プロジェクトには、システムを導入する部隊とは別に、ユーザー側の立ち位置で参画し、必要となる人事のインプット情報の整理、全体的な業務の設計、問い合わせ窓口の整備を手掛けた。これらは、顧客とともにプロジェクトを進める中で課題として発見されたものだという。さらにシステムが変わると同時に使う人も変わること、プロジェクト自体が1年も遅延していることなど、課題の多い状況だった。
しかしながら、ユーザー側と開発側で主張するポイントが異なっており、意思疎通ができなかった状況下で、惠氏は間に立って橋渡し役としての存在感を発揮。ITについて知る人がユーザー側に立って、業務とITの仲立ちをすることの価値を実感したという。
業務とITの橋渡し役として、地道な姿勢と関係づくりが重要
一方で、コンサルタントとして活動するポイントとして、惠氏は「立場の難しさ」を挙げる。コンサルタントになることで警戒されてしまい、エンジニアとして開発側にいた際は得られていた情報が得にくくなった。特に新しく着任した代表によるトップダウンでのプロジェクトでは、そこに紐付いたコンサルタントとして反発されるなど、社内的な軋轢にも苦しんだという。
「情報を得るための関係構築をしっかり図る必要があることを実感した。そのためには、言葉遣いについても専門用語を使わないように留意するなど、細やかな配慮が求められた。意見や見方が異なる中でさまざまな方面から情報を得つつ、本当のところを見極めることも難しかった」と惠氏は振り返る。

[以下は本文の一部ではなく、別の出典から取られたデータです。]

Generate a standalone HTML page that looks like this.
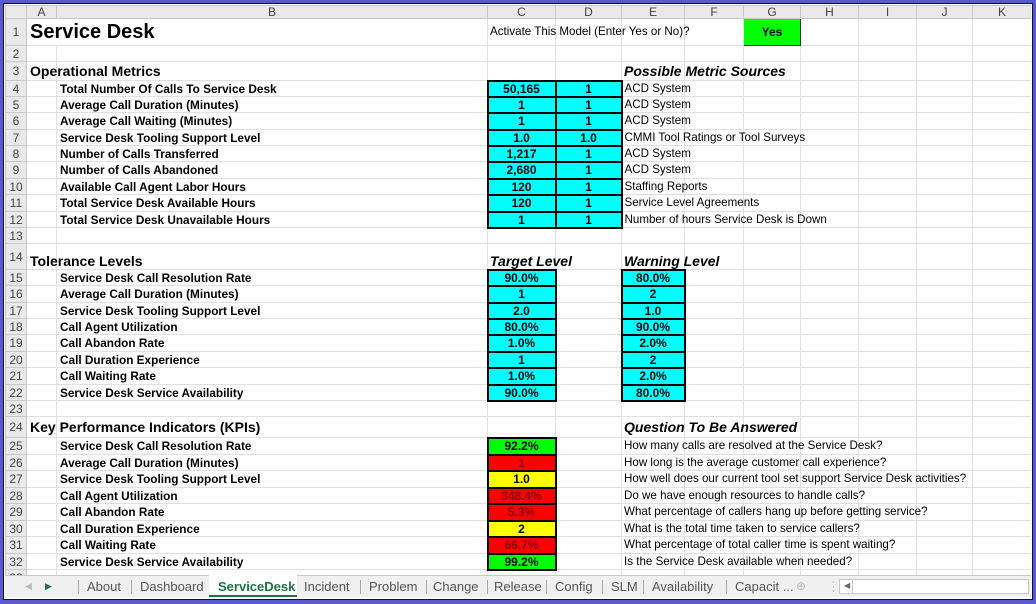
<!DOCTYPE html>
<html><head><meta charset="utf-8"><style>
*{margin:0;padding:0;box-sizing:border-box}
body{width:1036px;height:604px;overflow:hidden;background:#5a5ad0;font-family:"Liberation Sans",Arial,sans-serif;position:relative}
#frame{position:absolute;left:3px;top:3px;width:1030px;height:597px;border:1px solid #101040;background:#fff;overflow:hidden}
#wrap{position:absolute;left:1px;top:1px;width:1026px;height:571px;overflow:hidden}
table{border-collapse:collapse;table-layout:fixed;width:1026px}
td{border:1px solid #e0e0e0;font-size:11.6px;color:#000;white-space:nowrap;overflow:visible;padding:0 2px;vertical-align:middle;line-height:12px}
td.h{background:#e9e9e9;color:#444;text-align:center;font-size:12px;border-color:#c8c8c8}
tr.ch td{background:#e9e9e9;color:#444;text-align:center;border-color:#c8c8c8;height:13px;font-size:12px}
.lb{font-weight:bold;padding-left:3px;font-size:11.8px}
.cy{background:#00ffff;border:2px solid #000;text-align:center;font-weight:bold;font-size:12px}
.gr{background:#00ff00;border:2px solid #000;text-align:center;font-weight:bold;font-size:12px}
.rd{background:#ff0000;border:2px solid #000;text-align:center;font-weight:bold;color:#800000;font-size:12px}
.ye{background:#ffff00;border:2px solid #000;text-align:center;font-weight:bold;font-size:12px}
.hd{font-weight:bold;font-size:14px}
.hi{font-weight:bold;font-style:italic;font-size:14px}
#tabs{position:absolute;left:1px;top:571px;width:1026px;height:22px;background:#f0f0f0;border-top:1px solid #c8c8c8;font-size:13px;color:#555}
#tabs span{position:absolute;top:3px}
.sep{position:absolute;top:4px;width:1px;height:14px;background:#aaa}
</style></head><body>
<div id="frame">
<div id="wrap">
<table>
<colgroup><col style="width:21px"><col style="width:30px"><col style="width:431px"><col style="width:68px"><col style="width:66px"><col style="width:63px"><col style="width:59px"><col style="width:57px"><col style="width:58px"><col style="width:58px"><col style="width:56px"><col style="width:59px"></colgroup>
<tr class="ch"><td></td><td>A</td><td>B</td><td>C</td><td>D</td><td>E</td><td>F</td><td>G</td><td>H</td><td>I</td><td>J</td><td>K</td></tr>
<tr style="height:27px"><td class="h">1</td><td colspan="2" style="font-weight:bold;font-size:20px;padding-left:3px">Service Desk</td><td>Activate This Model (Enter Yes or No)?</td><td></td><td></td><td></td><td class="gr" style="border-width:1px;border-color:#333">Yes</td><td></td><td></td><td></td><td></td></tr>
<tr style="height:16px"><td class="h">2</td><td></td><td></td><td></td><td></td><td></td><td></td><td></td><td></td><td></td><td></td><td></td></tr>
<tr style="height:19px"><td class="h">3</td><td class="hd" style="padding-left:3px">Operational Metrics</td><td></td><td></td><td></td><td class="hi">Possible Metric Sources</td><td></td><td></td><td></td><td></td><td></td><td></td></tr>
<tr style="height:16px"><td class="h">4</td><td></td><td class="lb">Total Number Of Calls To Service Desk</td><td class="cy">50,165</td><td class="cy">1</td><td>ACD System</td><td></td><td></td><td></td><td></td><td></td><td></td></tr>
<tr style="height:16px"><td class="h">5</td><td></td><td class="lb">Average Call Duration (Minutes)</td><td class="cy">1</td><td class="cy">1</td><td>ACD System</td><td></td><td></td><td></td><td></td><td></td><td></td></tr>
<tr style="height:17px"><td class="h">6</td><td></td><td class="lb">Average Call Waiting (Minutes)</td><td class="cy">1</td><td class="cy">1</td><td>ACD System</td><td></td><td></td><td></td><td></td><td></td><td></td></tr>
<tr style="height:16px"><td class="h">7</td><td></td><td class="lb">Service Desk Tooling Support Level</td><td class="cy">1.0</td><td class="cy">1.0</td><td>CMMI Tool Ratings or Tool Surveys</td><td></td><td></td><td></td><td></td><td></td><td></td></tr>
<tr style="height:16px"><td class="h">8</td><td></td><td class="lb">Number of Calls Transferred</td><td class="cy">1,217</td><td class="cy">1</td><td>ACD System</td><td></td><td></td><td></td><td></td><td></td><td></td></tr>
<tr style="height:17px"><td class="h">9</td><td></td><td class="lb">Number of Calls Abandoned</td><td class="cy">2,680</td><td class="cy">1</td><td>ACD System</td><td></td><td></td><td></td><td></td><td></td><td></td></tr>
<tr style="height:16px"><td class="h">10</td><td></td><td class="lb">Available Call Agent Labor Hours</td><td class="cy">120</td><td class="cy">1</td><td>Staffing Reports</td><td></td><td></td><td></td><td></td><td></td><td></td></tr>
<tr style="height:17px"><td class="h">11</td><td></td><td class="lb">Total Service Desk Available Hours</td><td class="cy">120</td><td class="cy">1</td><td>Service Level Agreements</td><td></td><td></td><td></td><td></td><td></td><td></td></tr>
<tr style="height:16px"><td class="h">12</td><td></td><td class="lb">Total Service Desk Unavailable Hours</td><td class="cy">1</td><td class="cy">1</td><td>Number of hours Service Desk is Down</td><td></td><td></td><td></td><td></td><td></td><td></td></tr>
<tr style="height:16px"><td class="h">13</td><td></td><td></td><td></td><td></td><td></td><td></td><td></td><td></td><td></td><td></td><td></td></tr>
<tr style="height:26px"><td class="h">14</td><td class="hd" style="padding-left:3px;vertical-align:bottom;padding-bottom:2px">Tolerance Levels</td><td></td><td class="hi" style="vertical-align:bottom;padding-bottom:2px">Target Level</td><td></td><td class="hi" style="vertical-align:bottom;padding-bottom:2px">Warning Level</td><td></td><td></td><td></td><td></td><td></td><td></td></tr>
<tr style="height:16px"><td class="h">15</td><td></td><td class="lb">Service Desk Call Resolution Rate</td><td class="cy">90.0%</td><td></td><td class="cy">80.0%</td><td></td><td></td><td></td><td></td><td></td><td></td></tr>
<tr style="height:17px"><td class="h">16</td><td></td><td class="lb">Average Call Duration (Minutes)</td><td class="cy">1</td><td></td><td class="cy">2</td><td></td><td></td><td></td><td></td><td></td><td></td></tr>
<tr style="height:16px"><td class="h">17</td><td></td><td class="lb">Service Desk Tooling Support Level</td><td class="cy">2.0</td><td></td><td class="cy">1.0</td><td></td><td></td><td></td><td></td><td></td><td></td></tr>
<tr style="height:16px"><td class="h">18</td><td></td><td class="lb">Call Agent Utilization</td><td class="cy">80.0%</td><td></td><td class="cy">90.0%</td><td></td><td></td><td></td><td></td><td></td><td></td></tr>
<tr style="height:17px"><td class="h">19</td><td></td><td class="lb">Call Abandon Rate</td><td class="cy">1.0%</td><td></td><td class="cy">2.0%</td><td></td><td></td><td></td><td></td><td></td><td></td></tr>
<tr style="height:16px"><td class="h">20</td><td></td><td class="lb">Call Duration Experience</td><td class="cy">1</td><td></td><td class="cy">2</td><td></td><td></td><td></td><td></td><td></td><td></td></tr>
<tr style="height:17px"><td class="h">21</td><td></td><td class="lb">Call Waiting Rate</td><td class="cy">1.0%</td><td></td><td class="cy">2.0%</td><td></td><td></td><td></td><td></td><td></td><td></td></tr>
<tr style="height:16px"><td class="h">22</td><td></td><td class="lb">Service Desk Service Availability</td><td class="cy">90.0%</td><td></td><td class="cy">80.0%</td><td></td><td></td><td></td><td></td><td></td><td></td></tr>
<tr style="height:16px"><td class="h">23</td><td></td><td></td><td></td><td></td><td></td><td></td><td></td><td></td><td></td><td></td><td></td></tr>
<tr style="height:21px"><td class="h">24</td><td class="hd" style="padding-left:3px">Key Performance Indicators (KPIs)</td><td></td><td></td><td></td><td class="hi">Question To Be Answered</td><td></td><td></td><td></td><td></td><td></td><td></td></tr>
<tr style="height:17px"><td class="h">25</td><td></td><td class="lb">Service Desk Call Resolution Rate</td><td class="gr">92.2%</td><td></td><td>How many calls are resolved at the Service Desk?</td><td></td><td></td><td></td><td></td><td></td><td></td></tr>
<tr style="height:16px"><td class="h">26</td><td></td><td class="lb">Average Call Duration (Minutes)</td><td class="rd">1</td><td></td><td>How long is the average customer call experience?</td><td></td><td></td><td></td><td></td><td></td><td></td></tr>
<tr style="height:17px"><td class="h">27</td><td></td><td class="lb">Service Desk Tooling Support Level</td><td class="ye">1.0</td><td></td><td>How well does our current tool set support Service Desk activities?</td><td></td><td></td><td></td><td></td><td></td><td></td></tr>
<tr style="height:16px"><td class="h">28</td><td></td><td class="lb">Call Agent Utilization</td><td class="rd">348.4%</td><td></td><td>Do we have enough resources to handle calls?</td><td></td><td></td><td></td><td></td><td></td><td></td></tr>
<tr style="height:17px"><td class="h">29</td><td></td><td class="lb">Call Abandon Rate</td><td class="rd">5.3%</td><td></td><td>What percentage of callers hang up before getting service?</td><td></td><td></td><td></td><td></td><td></td><td></td></tr>
<tr style="height:16px"><td class="h">30</td><td></td><td class="lb">Call Duration Experience</td><td class="ye">2</td><td></td><td>What is the total time taken to service callers?</td><td></td><td></td><td></td><td></td><td></td><td></td></tr>
<tr style="height:17px"><td class="h">31</td><td></td><td class="lb">Call Waiting Rate</td><td class="rd">66.7%</td><td></td><td>What percentage of total caller time is spent waiting?</td><td></td><td></td><td></td><td></td><td></td><td></td></tr>
<tr style="height:16px"><td class="h">32</td><td></td><td class="lb">Service Desk Service Availability</td><td class="gr">99.2%</td><td></td><td>Is the Service Desk available when needed?</td><td></td><td></td><td></td><td></td><td></td><td></td></tr>
<tr style="height:16px"><td class="h">33</td><td></td><td></td><td></td><td></td><td></td><td></td><td></td><td></td><td></td><td></td><td></td></tr>
</table>
</div>
<div id="tabs">
<span style="left:20px;color:#bbb;font-size:9px;top:5px">◀</span>
<span style="left:40px;color:#217346;font-size:9px;top:5px">▶</span>
<div class="sep" style="left:73px"></div>
<span style="left:82px">About</span>
<div class="sep" style="left:126px"></div>
<span style="left:135px">Dashboard</span>
<div style="position:absolute;left:204px;top:-1px;width:88px;height:22px;background:#fff;border-bottom:2px solid #217346"></div>
<span style="left:213px;color:#217346;font-weight:bold">ServiceDesk</span>
<span style="left:299px">Incident</span>
<div class="sep" style="left:355px"></div>
<span style="left:364px">Problem</span>
<div class="sep" style="left:421px"></div>
<span style="left:428px">Change</span>
<div class="sep" style="left:482px"></div>
<span style="left:489px">Release</span>
<div class="sep" style="left:541px"></div>
<span style="left:550px">Config</span>
<div class="sep" style="left:597px"></div>
<span style="left:606px">SLM</span>
<div class="sep" style="left:638px"></div>
<span style="left:647px">Availability</span>
<div class="sep" style="left:721px"></div>
<span style="left:730px">Capacit ...</span>
<span style="left:791px;color:#bbb;font-size:12px;top:3px">⊕</span>
<span style="left:822px;color:#bbb">⋮</span>
<div style="position:absolute;left:834px;top:3px;width:190px;height:15px;background:#fff;border:1px solid #c8c8c8"><span style="left:4px;top:1px;font-size:8px;color:#666">◀</span><div style="position:absolute;left:12px;top:0;width:1px;height:13px;background:#c8c8c8"></div></div>
</div>
</div>
</body></html>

多くの苦労がありつつも、惠氏が「やりがいある仕事」と言い切るのは、経営課題だけでなく現場の課題解決にも貢献でき、大きな充足感が得られるからだという。
その1つとして惠氏は、キャッシュレスのシステムインフラの再建を担った事例を紹介した。当初は監視・運用業務だけを依頼され、改善活動をしなくてよいという前提で参画したが、ビジネスの伸長にも関わらず会社と組織の対応が追いついていない状況で、問題が顕在化していた。そこで、監視の外注化という改善提案を行い、クレームの多かった監視レベルの向上、担当者の業務負荷の軽減などを実現。サービス品質の向上に加えて、労働環境の改善による離職率低下にもつながり、経営だけでなく現場の課題解決を実現できた達成感があったという。
こうした惠氏の経験を踏まえ、倉田氏は「エンジニアからITコンサルタントになるために必要なこと」として、次の3つをあげた。
- 情報のインプットが大事、信頼関係の構築がベースに
- 複雑な問題を整理するには、目が行き届かない領域にも目を向けて対応していく
- 地味で泥臭いことでも、地道にコツコツ最後までやること
そして、「派手な提案をするという仕事ではなく、どうすれば解決できるのかの小さな要素を地道に見つけて整理していくことが大切。コンサルタントだからというだけでなく、これらの基本的な姿勢をもって取り組んでいくことが重要」と評した。
そして、最後に惠氏は、「いきなりITコンサルタントになって大きなプロジェクトを任されているわけではない。エンジニアのときから小さな問題を解決し、コツコツと積み重ねていくことで、大きな成果を得られるようになってきた」と語り、「これからITコンサルタントを目指す方は、ぜひ小さな課題解決からチャレンジしてみてほしい」とメッセージを送った。